Can predictive markers assist in early detection of children at risk for persisting symptoms and their response to prevention and intervention?

MRFF Research Grant – 2020 MRFF Traumatic Brain Injury Mission

Grant Duration: 3 years

Administering Institution: Murdoch Childrens Research Institute

Concussion accounts for more than 95% of all traumatic brain injury, with 20% of all children sustaining a concussive injury before age 10. Due to the immaturity of the developing brain, children and adolescents are uniquely vulnerable, even to mild injury, and ~40% suffer slow and incomplete recovery.

In keeping with MRFF TBI goals to address knowledge gaps and translate novel findings into enhanced personalised care, we will improve personalised management of child concussion, identify mechanisms underpinning persisting post-concussion symptoms (PCS) and their recovery, establish associations between these mechanisms, early PCS recovery and persisting PCS, improve community access to timely, accurate diagnosis and symptom-targeted acute management, develop and trial multidisciplinary, symptom-targeted treatments to reduce persisting PCS.

To achieve these goals, we will conduct a research program which:

a) builds on current evidence including findings from our team;

b) incorporates multiple inter-related studies that span discovery to translation;

c) utilise state-of-the-art technologies and tools;

d) measure costs of concussion; and

e) partner with community, commercial and clinical stakeholders to maximise implementation of our findings.
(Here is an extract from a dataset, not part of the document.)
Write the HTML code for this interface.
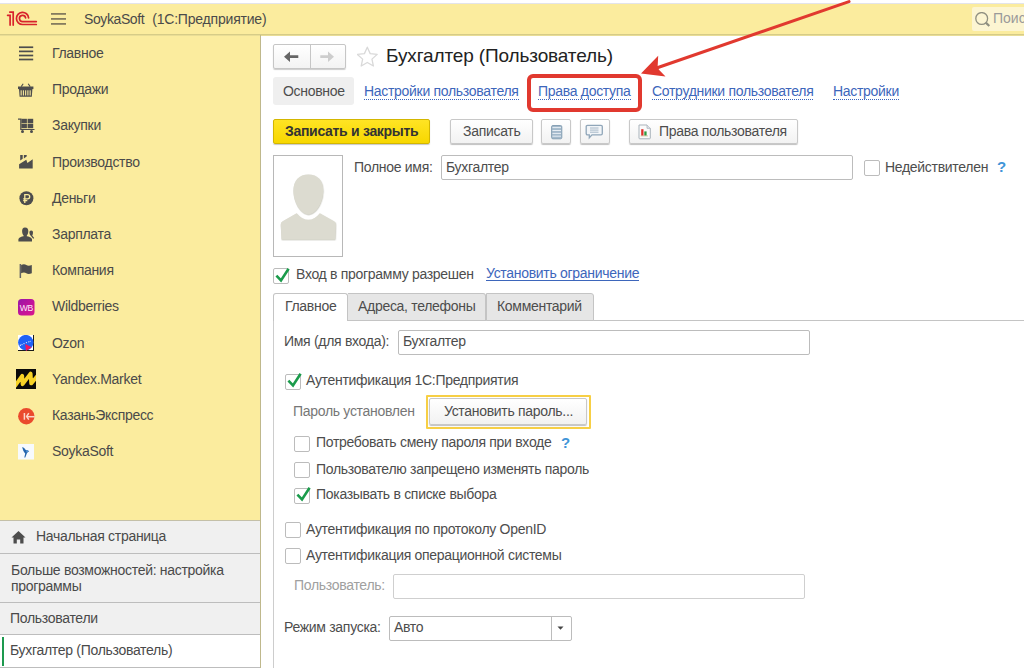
<!DOCTYPE html>
<html><head><meta charset="utf-8">
<style>
*{box-sizing:border-box;margin:0;padding:0}
html,body{width:1024px;height:668px;overflow:hidden;background:#fff;font-family:"Liberation Sans",sans-serif;font-size:14px;letter-spacing:-0.3px;color:#333}
.a{position:absolute;white-space:nowrap}
#top{position:absolute;left:0;top:0;width:1024px;height:4px;background:#fff;border-bottom:1px solid #e3e4ea}
#hdr{position:absolute;left:0;top:4px;width:1024px;height:31px;background:#fbec9e;border-bottom:1px solid #d6cc88;box-shadow:0 1px 0 #e9dd96;z-index:0}
#side{position:absolute;left:0;top:35px;width:261px;height:633px;background:#fbec9e;border-right:1px solid #bfb88c;box-shadow:inset 0 1px 0 #e9dd96}
.si{position:absolute;left:52px;color:#4a4a4a}
.ic{position:absolute;left:18px;width:17px;height:17px}
#bot{position:absolute;left:0;top:520px;width:261px;height:148px;background:#f0f0f0;border-right:1px solid #bfb88c}
.brow{position:absolute;left:0;width:260px;border-bottom:1px solid #bdbdbd}
.btn{position:absolute;height:25px;border:1px solid #c8c8c8;border-radius:2px;background:linear-gradient(#fff,#f2f2f2);box-shadow:0 1px 1px rgba(0,0,0,.25);color:#333}
.inp{position:absolute;height:24px;border:1px solid #bcbcbc;border-radius:2px;background:#fff}
.cb{position:absolute;width:15px;height:15px;border:1px solid #bcbcbc;border-radius:2px;background:#fff}
.lnk{position:absolute;color:#3d66bb;border-bottom:1px dotted #3d66bb;line-height:15px;white-space:nowrap}
.bt{line-height:15px;color:#4a4a4a}
.tx{line-height:15px;color:#4d4d4d}
.ttl{font-size:19px;line-height:20px;color:#222;letter-spacing:0}
</style></head><body>
<div id="top"></div>
<div id="hdr"></div>
<div id="side"></div>
<div id="bot"></div>
<svg class="a" style="left:5px;top:8px" width="35" height="22" viewBox="0 0 35 22"><g fill="none" stroke="#d8232c" stroke-width="1.7" stroke-linecap="round"><path d="M2.6 7.3 H5.1 V17.1"/><path d="M4.8 4.1 H8.2 V17.1"/><path d="M23.6 9.8 A6.1 6.1 0 1 0 17.6 16.5 H31.3"/><path d="M20.6 9.9 A3.1 3.1 0 1 0 17.6 13.6 H31.3"/></g></svg>
<svg class="a" style="left:51px;top:13px" width="15" height="12"><g fill="#857c5e"><rect x="0" y="0" width="15" height="1.8"/><rect x="0" y="5" width="15" height="1.8"/><rect x="0" y="10" width="15" height="1.8"/></g></svg>
<div class="a" style="left:84px;top:11.5px;line-height:15px;color:#4a4a4a;letter-spacing:-0.4px">SoykaSoft&nbsp;&nbsp;<span style="letter-spacing:-0.2px;margin-left:1px">(1C:Предприятие)</span></div>
<div class="a" style="left:972px;top:7px;width:60px;height:24px;background:#fcf5d2;border-radius:2px"></div>
<svg class="a" style="left:975px;top:12px" width="16" height="16"><circle cx="6.7" cy="6.5" r="5.9" fill="none" stroke="#8f8f80" stroke-width="1.3"/><path d="M10.8 10.6 L14.3 14" stroke="#8f8f80" stroke-width="2.2"/></svg>
<div class="a" style="left:993px;top:11px;line-height:15px;color:#9a9a9a;letter-spacing:0px">Поиск</div>
<svg class="a" style="left:19px;top:46px" width="15" height="15"><g fill="#4d4d4d"><rect x="0" y="0.4" width="14.2" height="1.7"/><rect x="0" y="4.55" width="14.2" height="1.7"/><rect x="0" y="8.65" width="14.2" height="1.7"/><rect x="0" y="12.65" width="14.2" height="1.7"/></g></svg>
<svg class="a" style="left:18px;top:82px" width="16" height="16"><g fill="#4d4d4d"><path d="M3.2 4.6 L5.2 1.8 M12.2 4.6 L10.2 1.8" stroke="#4d4d4d" stroke-width="1.1" fill="none"/><rect x="0" y="4.5" width="15.4" height="2.6"/><path d="M1 7 H14.4 L13.8 14.8 H1.6 Z"/></g><g fill="#fbec9e"><rect x="2.60" y="8.3" width="1.1" height="5.2"/><rect x="4.85" y="8.3" width="1.1" height="5.2"/><rect x="7.10" y="8.3" width="1.1" height="5.2"/><rect x="9.35" y="8.3" width="1.1" height="5.2"/><rect x="11.60" y="8.3" width="1.1" height="5.2"/></g></svg>
<svg class="a" style="left:17px;top:117px" width="18" height="17"><g fill="#4d4d4d"><path d="M1 2.2 H3.8 V12.5 H17.5" stroke="#4d4d4d" stroke-width="1.2" fill="none"/><rect x="4.3" y="1.8" width="5.6" height="4.4"/><rect x="10.6" y="1.8" width="5.6" height="4.4"/><rect x="4.3" y="6.8" width="5.6" height="4.4"/><rect x="10.6" y="6.8" width="5.6" height="4.4"/><circle cx="5.5" cy="14.4" r="1.5"/><circle cx="14.5" cy="14.4" r="1.5"/></g></svg>
<svg class="a" style="left:18px;top:154px" width="16" height="16"><g fill="#4d4d4d"><path d="M1.1 14.6 V10.3 L8.3 5.8 L9.4 9 L14.7 5.2 V14.6 Z"/><path d="M2.2 1 H4.7 V4.8 L2.2 6.6 Z"/><path d="M5.9 1 H8.4 Q8.9 1 8.8 1.8 L8.6 2.6 L5.9 4.4 Z"/></g></svg>
<svg class="a" style="left:19px;top:191px" width="15" height="15"><circle cx="7.4" cy="7.3" r="7" fill="#4d4d4d"/><path d="M5.8 12 V3.6 H8.6 A2.1 2.1 0 0 1 8.6 7.8 H4.2 M4.2 9.6 H8.3" stroke="#fbec9e" stroke-width="1.3" fill="none"/></svg>
<svg class="a" style="left:18px;top:227px" width="17" height="15"><g fill="#4d4d4d"><path d="M7 0.4 C4.9 0.4 4.1 2 4.1 4 C4.1 6 4.8 7.6 5.6 8.4 V9.2 C3.5 9.6 0.8 10.3 0.4 12.2 V14.4 H14 V12.2 C13.6 10.3 10.9 9.6 8.8 9.2 V8.4 C9.6 7.6 10.3 6 10.3 4 C10.3 2 9.5 0.4 7 0.4Z"/><path d="M13.2 3.5 C12 3.5 11.4 4.4 11.4 5.6 C11.4 7 12.1 8.3 12.8 8.8 L15.2 11.8 L16.2 11 L14.2 8.5 C14.8 7.8 15 6.8 15 5.6 C15 4.4 14.4 3.5 13.2 3.5Z"/></g></svg>
<svg class="a" style="left:19px;top:263px" width="14" height="16"><rect x="0.6" y="1" width="1.5" height="14" fill="#666"/><path d="M2.1 2 C4 1 6 1 7.3 2 C8.8 3 10.5 3 12.8 2 V10.3 C10.5 11.3 8.8 11.3 7.3 10.3 C6 9.3 4 9.3 2.1 10.3Z" fill="#4d4d4d"/></svg>
<svg class="a" style="left:18px;top:299px" width="17" height="17"><defs><linearGradient id="wb" x1="0" y1="0" x2="1" y2="1"><stop offset="0" stop-color="#9418a8"/><stop offset="0.5" stop-color="#c0149c"/><stop offset="1" stop-color="#d8168c"/></linearGradient></defs><rect x="0" y="0" width="16.5" height="16.5" rx="3.5" fill="url(#wb)"/><text x="8.3" y="11.5" font-family="Liberation Sans" font-size="8.6" fill="#fbeefa" text-anchor="middle" letter-spacing="-0.4">WB</text></svg>
<svg class="a" style="left:18px;top:335px" width="16" height="16"><rect x="0" y="0" width="16" height="16" fill="#fff"/><rect x="15" y="0" width="1" height="16" fill="#1a1a1a"/><rect x="0" y="15" width="16" height="1" fill="#1a1a1a"/><circle cx="7.8" cy="7.6" r="7.7" fill="#1f62f6"/><path d="M7.2 9 L13.6 12.3 L8 16 Z" fill="#f5145a"/><g fill="#e8f0ff"><circle cx="2.3" cy="10.2" r="0.7"/><circle cx="4" cy="9.6" r="0.6"/><circle cx="6" cy="8.6" r="0.6"/><circle cx="8.4" cy="7.6" r="0.6"/><circle cx="10.8" cy="6.8" r="0.6"/><circle cx="12.2" cy="6.2" r="0.5"/></g></svg>
<svg class="a" style="left:16px;top:369px" width="20" height="20"><defs><clipPath id="ymc"><rect x="0" y="0" width="20" height="20"/></clipPath></defs><rect x="0" y="0" width="20" height="20" fill="#0a0a0a"/><path clip-path="url(#ymc)" d="M-1 17 L6.2 6.8 L6.6 15.2 L14.6 4.6 L15.2 14.4 L21 7.5" fill="none" stroke="#f7d327" stroke-width="3.9" stroke-linejoin="round" stroke-linecap="round"/></svg>
<svg class="a" style="left:18px;top:408px" width="17" height="17"><circle cx="8.3" cy="8.3" r="8.2" fill="#ea4a2d"/><g stroke="#fbd6c8" stroke-width="1.5" fill="none"><path d="M6.4 5 V11.7"/><path d="M10.8 5.2 L8.6 8.5 L10.8 11.7"/><path d="M9 8.7 H16.8"/></g></svg>
<svg class="a" style="left:18px;top:444px" width="17" height="16"><rect x="0" y="0" width="16" height="15.5" fill="#f7fafd"/><path d="M4.2 3 C5.6 3.3 6.8 4.6 7.8 6 C8.8 5.8 10 6.2 11.2 7.3 C10 7.8 9.2 8.5 8.8 9.4 C8.3 10.8 7.8 12.2 7.3 13.6 L6.3 13.4 C6.7 12 7 10.6 7.2 9.5 C5.8 8 4.6 5.5 4.2 3Z" fill="#2465ad"/><path d="M8 6.3 C9 6.2 10 6.5 10.8 7.3 C9.8 7.6 9.2 8 8.7 8.6Z" fill="#5b9ad8"/></svg>
<div class="si a" style="top:46px;line-height:15px">Главное</div>
<div class="si a" style="top:82px;line-height:15px">Продажи</div>
<div class="si a" style="top:118px;line-height:15px">Закупки</div>
<div class="si a" style="top:155px;line-height:15px">Производство</div>
<div class="si a" style="top:191px;line-height:15px">Деньги</div>
<div class="si a" style="top:227px;line-height:15px">Зарплата</div>
<div class="si a" style="top:263px;line-height:15px">Компания</div>
<div class="si a" style="top:299px;line-height:15px">Wildberries</div>
<div class="si a" style="top:336px;line-height:15px">Ozon</div>
<div class="si a" style="top:372px;line-height:15px">Yandex.Market</div>
<div class="si a" style="top:408px;line-height:15px">КазаньЭкспресс</div>
<div class="si a" style="top:444px;line-height:15px">SoykaSoft</div>
<div class="a" style="left:0;top:520px;width:260px;height:1px;background:#c4c0a8"></div>
<div class="a" style="left:0;top:553px;width:260px;height:1px;background:#bdbdbd"></div>
<div class="a" style="left:0;top:602px;width:260px;height:1px;background:#bdbdbd"></div>
<div class="a" style="left:0;top:634px;width:260px;height:1px;background:#bdbdbd"></div>
<div class="a" style="left:0;top:635px;width:260px;height:32px;background:#fff"></div>
<div class="a" style="left:0;top:667px;width:260px;height:1px;background:#bdbdbd"></div>
<div class="a" style="left:2px;top:637px;width:2px;height:29px;background:#1d9a4f"></div>
<svg class="a" style="left:11px;top:530px" width="15" height="14"><path d="M7.5 1 L14.5 7.5 H12.5 V13.5 H9.2 V9.5 H5.8 V13.5 H2.5 V7.5 H0.5 Z" fill="#4d4d4d"/></svg>
<div class="bt a" style="left:36px;top:529px">Начальная страница</div>
<div class="bt a" style="left:11px;top:561.5px;line-height:16px;white-space:normal;width:245px">Больше возможностей: настройка программы</div>
<div class="bt a" style="left:10px;top:611px">Пользователи</div>
<div class="bt a" style="left:10px;top:643px">Бухгалтер (Пользователь)</div>
<!-- MAIN -->
<div class="a" style="left:273px;top:44px;width:73px;height:25px;border:1px solid #c6c6c6;border-radius:2px;background:linear-gradient(#fff,#f3f3f3);box-shadow:0 1px 1px rgba(0,0,0,.2)"></div>
<div class="a" style="left:310px;top:45px;width:1px;height:23px;background:#c6c6c6"></div>
<svg class="a" style="left:283px;top:50px" width="18" height="13"><path d="M1 6.8 L7 1.6 V5.3 H15.3 V8.1 H7 V11.9 Z" fill="#666"/></svg>
<svg class="a" style="left:318px;top:50px" width="18" height="13"><path d="M16 6.8 L10 1.6 V5.3 H2.3 V8.1 H10 V11.9 Z" fill="#cdcdcd"/></svg>
<svg class="a" style="left:357px;top:46px" width="21" height="22"><path d="M10.30 1.20 L13.18 7.64 L20.19 8.39 L14.96 13.11 L16.41 20.01 L10.30 16.50 L4.19 20.01 L5.64 13.11 L0.41 8.39 L7.42 7.64 Z" fill="none" stroke="#d9d9d9" stroke-width="1.3" stroke-linejoin="round"/></svg>
<div class="a ttl" style="left:386px;top:46px;letter-spacing:-0.13px">Бухгалтер (Пользователь)</div>
<div class="a" style="left:273px;top:77px;width:81px;height:28px;background:#efefef;border-radius:3px"></div>
<div class="a tx" style="left:283px;top:84px">Основное</div>
<div class="lnk" style="left:364px;top:84px">Настройки пользователя</div>
<div class="lnk" style="left:538px;top:84px">Права доступа</div>
<div class="lnk" style="left:652px;top:84px">Сотрудники пользователя</div>
<div class="lnk" style="left:833px;top:84px">Настройки</div>
<!-- toolbar -->
<div class="a" style="left:273px;top:119px;width:157px;height:25px;border:1px solid #d3b600;border-radius:2px;background:linear-gradient(#ffe424,#f7d700);box-shadow:0 1px 1px rgba(0,0,0,.22)"></div>
<div class="a tx" style="left:285px;top:124px;font-weight:bold;color:#333">Записать и закрыть</div>
<div class="btn" style="left:450px;top:119px;width:83px;height:25px"></div>
<div class="a tx" style="left:463px;top:124px">Записать</div>
<div class="btn" style="left:541px;top:119px;width:30px;height:25px"></div>
<svg class="a" style="left:551px;top:125px" width="12" height="15"><rect x="0.6" y="0.5" width="10.2" height="13.3" rx="1.3" fill="#a3b9cb" stroke="#87a0b4" stroke-width="1"/><g stroke="#eef3f8" stroke-width="0.9"><path d="M1.4 2.6 H10 M1.4 5.5 H10 M1.4 8.4 H10 M1.4 11.2 H10"/></g></svg>
<div class="btn" style="left:580px;top:119px;width:30px;height:25px"></div>
<svg class="a" style="left:585px;top:124px" width="19" height="16"><path d="M2.5 1.3 H16 Q17.3 1.3 17.3 2.6 V9.6 Q17.3 10.9 16 10.9 H7 L4.3 13.8 V10.9 H2.5 Q1.2 10.9 1.2 9.6 V2.6 Q1.2 1.3 2.5 1.3 Z" fill="#f2f5f8" stroke="#90a6b9" stroke-width="1.3"/><path d="M5 4 H13.5 M5 6.1 H13.5 M5 8.2 H13.5" stroke="#9db1c2" stroke-width="0.9"/></svg>
<div class="btn" style="left:629px;top:119px;width:169px;height:25px"></div>
<svg class="a" style="left:637px;top:124px" width="15" height="16"><path d="M2 1 H10 L13.3 4.3 V14 Q13.3 14.8 12.5 14.8 H2.8 Q2 14.8 2 14 Z" fill="#fafafa" stroke="#a9b3bb" stroke-width="1"/><path d="M10 1 V4.3 H13.3" fill="#e3e8ec" stroke="#a9b3bb" stroke-width="0.8"/><rect x="4.2" y="5.2" width="2.3" height="6.5" fill="#e0302a"/><rect x="7.3" y="7.4" width="2.3" height="4.3" fill="#2e9a3e"/><path d="M3.6 11.9 H11" stroke="#c9b58a" stroke-width="0.7"/></svg>
<div class="a tx" style="left:659px;top:124px">Права пользователя</div>
<!-- form -->
<div class="a" style="left:273px;top:155px;width:70px;height:102px;border:1px solid #b8b8b8;background:#fff"></div>
<svg class="a" style="left:279px;top:172px" width="60" height="72"><defs><filter id="sh" x="-10%" y="-10%" width="120%" height="120%"><feDropShadow dx="0.3" dy="0.6" stdDeviation="0.5" flood-color="#a8a898" flood-opacity="0.7"/></filter></defs><g fill="#dcdbd0" filter="url(#sh)"><path d="M29.3 2.5 C38.5 2.5 44.3 8.5 44.3 18.5 C44.3 30.5 37 42.4 29.3 42.4 C21.6 42.4 14.4 30.5 14.4 18.5 C14.4 8.5 20.1 2.5 29.3 2.5 Z"/><path d="M2.5 67.6 L1.7 52.4 Q1.7 50.2 3.6 49.2 L17.6 41.2 Q23 47.8 29.3 47.8 Q35.6 47.8 40.8 41.2 L55 49.2 Q57 50.2 57 52.4 L56.3 67.6 Z"/></g></svg>
<div class="a tx" style="left:354px;top:160px">Полное имя:</div>
<div class="inp" style="left:441px;top:155px;width:412px;height:25px"></div>
<div class="a tx" style="left:446px;top:160px">Бухгалтер</div>
<div class="cb" style="left:864px;top:160px;width:16px;height:16px"></div>
<div class="a tx" style="left:885px;top:160px">Недействителен</div>
<div class="a" style="left:997px;top:159px;font-size:15px;font-weight:bold;color:#3f95d8;line-height:16px">?</div>
<div class="cb" style="left:273px;top:268px;width:16px;height:16px"></div>
<svg class="a" style="left:274px;top:265px" width="16" height="18"><path d="M2.4 10.6 L7 15.4 L14.6 3.8" fill="none" stroke="#1a9b4b" stroke-width="2.6"/></svg>
<div class="a tx" style="left:296px;top:267px">Вход в программу разрешен</div>
<div class="lnk" style="left:486px;top:267px;border-bottom:1px solid #3d66bb;line-height:13px">Установить ограничение</div>
<!-- tabs -->
<div class="a" style="left:273px;top:320px;width:751px;height:1px;background:#c4c4c4"></div>
<div class="a" style="left:273px;top:320px;width:1px;height:348px;background:#cdcdcd"></div>
<div class="a" style="left:273px;top:293px;width:75px;height:28px;border:1px solid #c4c4c4;border-bottom:none;border-radius:3px 3px 0 0;background:#fff"></div>
<div class="a" style="left:348px;top:293px;width:138px;height:28px;border:1px solid #c4c4c4;border-left:none;border-radius:0 3px 0 0;background:#e6e6e6"></div>
<div class="a" style="left:486px;top:293px;width:108px;height:28px;border:1px solid #c4c4c4;border-radius:0 3px 0 0;background:#e6e6e6"></div>
<div class="a tx" style="left:285px;top:299px">Главное</div>
<div class="a tx" style="left:358px;top:299px">Адреса, телефоны</div>
<div class="a tx" style="left:497px;top:299px">Комментарий</div>
<div class="a tx" style="left:284px;top:334px">Имя (для входа):</div>
<div class="inp" style="left:398px;top:330px;width:412px;height:25px"></div>
<div class="a tx" style="left:403px;top:334px">Бухгалтер</div>
<!-- auth -->
<div class="cb" style="left:285px;top:374px;width:16px;height:16px"></div><svg class="a" style="left:286px;top:370px" width="16" height="18"><path d="M2.4 10.6 L7 15.4 L14.6 3.8" fill="none" stroke="#1a9b4b" stroke-width="2.6"/></svg><div class="a tx" style="left:306px;top:373px">Аутентификация 1С:Предприятия</div>
<div class="a tx" style="left:293px;top:404px;color:#777">Пароль установлен</div>
<div class="a" style="left:426px;top:395px;width:165px;height:34px;border:2px solid #f7cf45;border-radius:1px"></div>
<div class="btn" style="left:429px;top:398px;width:158px;height:27px"></div>
<div class="a tx" style="left:444px;top:404px">Установить пароль...</div>
<div class="cb" style="left:294px;top:436px;width:16px;height:16px"></div><div class="a tx" style="left:316px;top:435px">Потребовать смену пароля при входе</div>
<div class="a" style="left:561px;top:435px;font-size:15px;font-weight:bold;color:#3f95d8;line-height:16px">?</div>
<div class="cb" style="left:294px;top:462px;width:16px;height:16px"></div><div class="a tx" style="left:316px;top:462px">Пользователю запрещено изменять пароль</div>
<div class="cb" style="left:294px;top:488px;width:16px;height:16px"></div><svg class="a" style="left:295px;top:484px" width="16" height="18"><path d="M2.4 10.6 L7 15.4 L14.6 3.8" fill="none" stroke="#1a9b4b" stroke-width="2.6"/></svg><div class="a tx" style="left:316px;top:487px">Показывать в списке выбора</div>
<div class="cb" style="left:285px;top:522px;width:16px;height:16px"></div><div class="a tx" style="left:306px;top:522px">Аутентификация по протоколу OpenID</div>
<div class="cb" style="left:285px;top:548px;width:16px;height:16px"></div><div class="a tx" style="left:306px;top:548px">Аутентификация операционной системы</div>
<div class="a tx" style="left:294px;top:578px;color:#a0a0a0">Пользователь:</div>
<div class="inp" style="left:393px;top:574px;width:412px;height:25px;border-color:#cfcfcf"></div>
<div class="a tx" style="left:284px;top:620px">Режим запуска:</div>
<div class="inp" style="left:389px;top:616px;width:183px;height:25px"></div>
<div class="a" style="left:551px;top:617px;width:1px;height:23px;background:#bcbcbc"></div>
<svg class="a" style="left:557px;top:626px" width="8" height="5"><path d="M0.5 0.5 H6.5 L3.5 3.8Z" fill="#444"/></svg>
<div class="a tx" style="left:394px;top:620px">Авто</div>
<!-- annotation -->
<div class="a" style="left:527px;top:74px;width:115px;height:38px;border:4px solid #e1392f;border-radius:6px"></div>
<svg class="a" style="left:0;top:0" width="1024" height="668" viewBox="0 0 1024 668"><path d="M658 67.5 L849 1.6" stroke="#e1392f" stroke-width="3.1" stroke-linecap="round" fill="none"/><path d="M641 73.4 L658.2 55.8 L657.6 67.6 L659.2 70 L665.5 76.6 Z" fill="#e1392f"/></svg>
</body></html>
We will establish a multisite, prospective, longitudinal cohort of children with concussion and conduct 3 studies, linking predictive biomarkers to recovery profiles and to individual responses to prevention and treatment.

This work will deliver:
• New knowledge: quantitative markers to accurately predict risk of persisting PCS
• Commercial products: novel, free, accessible at point of care
• Personalised care: Effective symptom-targeted treatments
• Optimal outcomes: faster PCS resolution & return to activity
• Reduced health care utilisation
• Rapid translation of findings into community contexts and clinical workflows.